Even if management still doesn't go for it, the knowledge you get from it, it stays with you, and that's gold.
Admin
Obligatory xkcd reference to good code: http://xkcd.com/844/
Admin
This is not always a WTF. In particular, if the database was something like MySQL with the default backend, which implements only table-level locking, then a query which takes one minute to perform is a serious no-no, as it will cause all other queries to also grind to a halt for one minute. Thankfully, even MySQL has changed since the 90s and has provided backends which do not do this (although you still can, if you like).
Sometimes, a procedure which takes 8 hours is better than a procedure which takes 1 minute, especially if the latter causes all other operations to grind to a halt.
So I'd say either the original programmer was trained on MySQL and did not realize the advantages of a more mature database, or the original application was on MySQL, and the programmer was smart enough to avoid taking down the system for a management report (and the database was later upgraded without fixing the reports).
Admin
Admin
Lol! I once worked on a program where the developers would not guarantee the results were accurate, only that the results would be the same as the previous versions gave.
Admin
Lol! I once worked on a program where the developers would not guarantee the results were accurate, only that they were the same results as you got from previous versions.
(better with the original post for context, eh?)
Admin
Admin
What? He couldn't get a select with a few joins to sub-second? Fire him!
Admin
If you have 14 nested foreach's, that's not 14 layers, it's 14 dimensions.

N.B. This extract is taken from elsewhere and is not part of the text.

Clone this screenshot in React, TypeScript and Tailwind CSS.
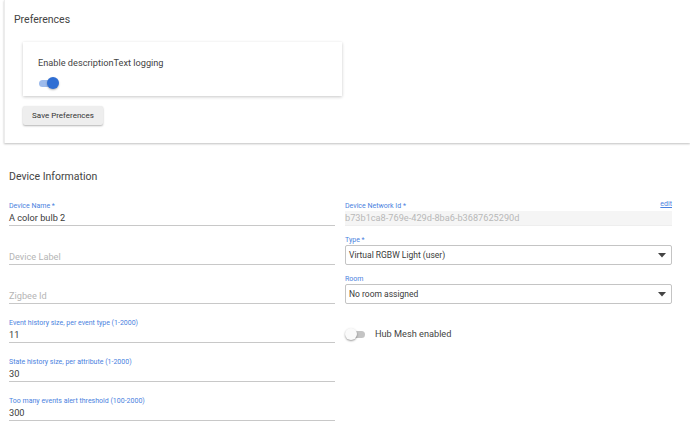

WTF? String theory can explain the whole universe with 11 dimensions. Who needs 14?
Admin
Real Scientist: "Please just run the hoover round and be on your way Pablo, I don't have time for your flights of fancy today."
Admin
No, its all ilusion of the projection of event horizon of a massive black hole in the center of universe. the universe has only 2 dimensions. everyting else is fake.
Admin
ps: the reality (tm) is a mere hologram.